The HC-05 is a generic Bluetooth device, and as such is compatible with just about everybody’s Bluetooth setup – phones and PC’s.  I plan to use this with my Dell XPS15 9570 laptop, and I can pair with the HC-05 no problem.  Here’s a link to a tutorial on pairing with the HC-05, and here’s another.  As another poster mentioned, the pairing mechanism creates multiple ‘outgoing’ and ‘incoming’ COM ports, and it’s hard for me to figure out which to use.  In this last iteration, I found that I could remove the two ‘incoming’ COM ports and use just the ‘outgoing’ one. Don’t know if that is the right thing, but….

A serial link between the PC, the Arduino and the HC-05

This part is discussed and demoed in many tutorials, but the piece that is almost always missing is why you need to have this link in the first place. The reason is that several AT commands must be used in order to configure the HC-05 correctly for wireless Arduino program upload, and (as I understand it anyway), AT commands can only be communicated to the HC-05 via it’s hardware serial lines, and only when the HC-05 is in ‘Command’ or ‘AT’ mode.  The configuration step is a one-time deal; once the HC-05 is configured, it does not need to be done again unless the application requirements change.

A way of resetting the Arduino to accept firmware uploads

This is the tricky part.  As ‘gabinix’ said in this post:

Hi Paul… To be honest I couldn’t find any tutorials to explain how to program/upload sketches with the HC-05. In fact, the conclusion you came up with is in-line with all the information out there. But it’s actually an extremely simple solution.

The only thing that keeps the HC-05 from uploading a program to arduino is that it doesn’t have a DTR (Data Terminal Ready) pin which tells the arduino to reset and accept a new sketch.

The solution is to re-purpose the “state” pin (PI09)  on the breakout board. It’s purpose is to attach to an LED and indicate the connection status. It’s default setting is to send the pin HIGH when a connection is made, but you can simply enter into command mode of the HC-05 and use an AT COMMAND to tell it to send the pin LOW when a connection is made.

Voila! In about 1 minute of time you have successfully re-purposed the LED pin to a DTR pin which will reset your arduino to accept a new sketch when you hit the upload button.

A couple things to note… This will work for a pro-mini without additional hardware by connecting to the DTR pin. If you’re using an UNO or similar, you will need a capacitor in between our custom “state” pin and the reset pin on the uno. The reason is that the HC-05 will drive our custom pin LOW for the entire connection which would essentially be the same as holding the reset button the entire time. Having the cap in between solves that problem.
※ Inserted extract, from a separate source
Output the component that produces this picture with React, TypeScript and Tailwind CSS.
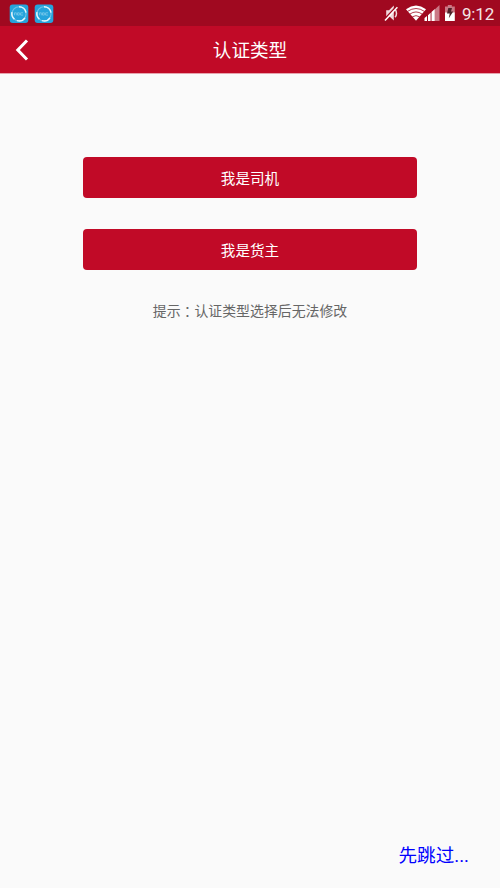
function AppBadge() {
  return (
    <svg width="20" height="20" viewBox="0 0 20 20" fill="none">
      <rect x="0.7" y="0.5" width="18.6" height="18.5" rx="3" fill="#25a3dc" />
      <circle cx="10" cy="9.8" r="7.1" stroke="#6fc3e8" strokeWidth="1.1" />
      <path d="M10 2.7a7.1 7.1 0 0 1 7 6M16 13.8a7.1 7.1 0 0 1-8 2.8M5.4 15.2a7.1 7.1 0 0 1-2.4-7" stroke="#e4f5fc" strokeWidth="1.5" />
      <path d="M5.5 11.3V8.8h1.8v2.5M8.5 8.8h1.8v2.3H8.5zM11.5 8.8h2.6M11.5 11.1h2.6M11.6 9v2" stroke="#9bd7f0" strokeWidth="0.6" />
    </svg>
  );
}

function StatusBar() {
  return (
    <div className="flex h-[26px] items-center bg-[#a00920] pl-[9px] pr-[6px] text-white">
      <div className="flex gap-[5px] pt-[1px]">
        <AppBadge />
        <AppBadge />
      </div>
      <svg className="ml-auto" width="56" height="26" viewBox="0 0 56 26" fill="none">
        <path d="M2.2 10.3H5L9.8 5.6V20.6L5.2 16.2H2.2z" fill="#f0d8dc" />
        <path d="M11 9.7c2 1.6 2 5.8 0 7.4" stroke="#f0d8dc" strokeWidth="1.5" />
        <path d="M0.4 19.2 12.8 6" stroke="#a00920" strokeWidth="1.4" />
        <path d="M1 20.4 13.4 7.2" stroke="#fff" strokeWidth="1.5" />
        <path d="M22 9.2Q32 2 42 9.2L32 20.8z" fill="#fff" />
        <path d="M23.5 11.4Q32 5.6 40.5 11.4M25.8 14.1Q32 9.8 38.2 14.1M28.3 16.8Q32 14.5 35.7 16.8" stroke="#a00920" strokeWidth="0.8" />
        <path d="M51 9.2 55.5 5v16H51z" fill="#cb7885" />
        <path d="M40.5 18 43 16V21H40.5zM44 15.2 46.6 12.8V21H44zM47.5 12 50.8 9V21h-3.3z" fill="#fff" />
      </svg>
      <svg className="ml-[4px]" width="12" height="26" viewBox="0 0 12 26">
        <path d="M3.8 5h4v1.6h3v6.4H1V6.6h2.8z" fill="#cb7885" />
        <path d="M1 12.5h9.8V21H1z" fill="#fff" />
        <path d="M4.3 8H8L7 11.5h2.2L4.8 18.2l.9-4.6H3z" fill="#4e2028" />
      </svg>
      <span className="ml-[6px] w-[32px] whitespace-nowrap pt-[1px] font-[Roboto,sans-serif] text-[17px] leading-6 tracking-[-0.2px] text-[#f4e4e7]">9:12</span>
    </div>
  );
}

function TypeButton({ label }: { label: string }) {
  return (
    <button className="h-[41px] w-full rounded-[4px] bg-[#c10a27] text-[14.6px] leading-[40px] text-white">
      {label}
    </button>
  );
}

export default function App() {
  return (
    <div className="flex h-[888px] w-[500px] flex-col overflow-hidden bg-[#fafafa] font-['Noto_Sans_CJK_SC',sans-serif]">
      <StatusBar />
      <header className="grid h-[47px] grid-cols-[60px_1fr_60px] items-center bg-[#c10a27] text-white">
        <button className="pl-[15px]" aria-label="返回">
          <svg width="14" height="22" viewBox="0 0 14 22" fill="none" stroke="#fff" strokeWidth="3">
            <path d="M12 1.5 2.8 11 12 20.5" />
          </svg>
        </button>
        <h1 className="pb-[2px] text-center text-[18.6px] leading-[45px]">认证类型</h1>
      </header>
      <main className="flex flex-1 flex-col border-t border-[#e6a3ad] px-[83px] pt-[83px]">
        <div className="flex flex-col gap-[31px]">
          <TypeButton label="我是司机" />
          <TypeButton label="我是货主" />
        </div>
        <p className="mt-[30px] whitespace-nowrap text-center text-[13.9px] leading-[21px] text-[#666]">
          提示<span className="relative top-[1px] font-['Noto_Sans_CJK_TC',sans-serif]" lang="zh-TW">：</span>认证类型选择后无法修改
        </p>
      </main>
      <footer className="flex justify-end pb-[18px] pr-[31px]">
        <a className="whitespace-nowrap text-[18.6px] leading-7 text-[#0000ff]">
          先跳过<span className="font-[Roboto,sans-serif]">...</span>
        </a>
      </footer>
    </div>
  );
}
It a quick easy fix, takes about a minute to do. It’s just a lot harder to explain the steps to do it in a couple sentences.

Here’s a link to the AT COMMAND set —> http://robopoly.epfl.ch/files/content/sites/robopoly/files/Tutoriels/bluetooth/hc-05-at_command_set.pdf

and here’s a link to a tutorial, video, and sketch on how to enter the AT COMMANDS. —> http://www.techbitar.com/modify-the-hc-05-bluetooth-module-defaults-using-at-commands.html  <<< no longer available 🙁

So, the trick is to re-purpose the STATE output (PI09, AKA Pin 32, AKA LED2, see this link) via the AT+POLAR(X,0) command to go LOW when the connection to upload the program is first started.  This signal is then connected to the Arduino’s RESET pin via the capacitor noted above (to make this signal momentary).  The ‘Instructables’ tutorial on this subject at this link actually gets most of this right, except it doesn’t explain why the AT commands are being entered or what they do – so I found it a bit mysterious.  In addition, it recommends soldering a wire directly to pin 32 rather than re-purposing the STATE output pin (re-purposing the STATE pin allows a no-solder setup). Eventually I ran across this link which contains a very good explanation of the AT commands used by the HC-05.  The required AT commands are:

My module is the variety with a small pushbutton already installed on the ‘EN’ pin, so entering ‘Command’ mode is accomplished by holding the pushbutton depressed while cycling the power, and then releasing the button once power has been applied.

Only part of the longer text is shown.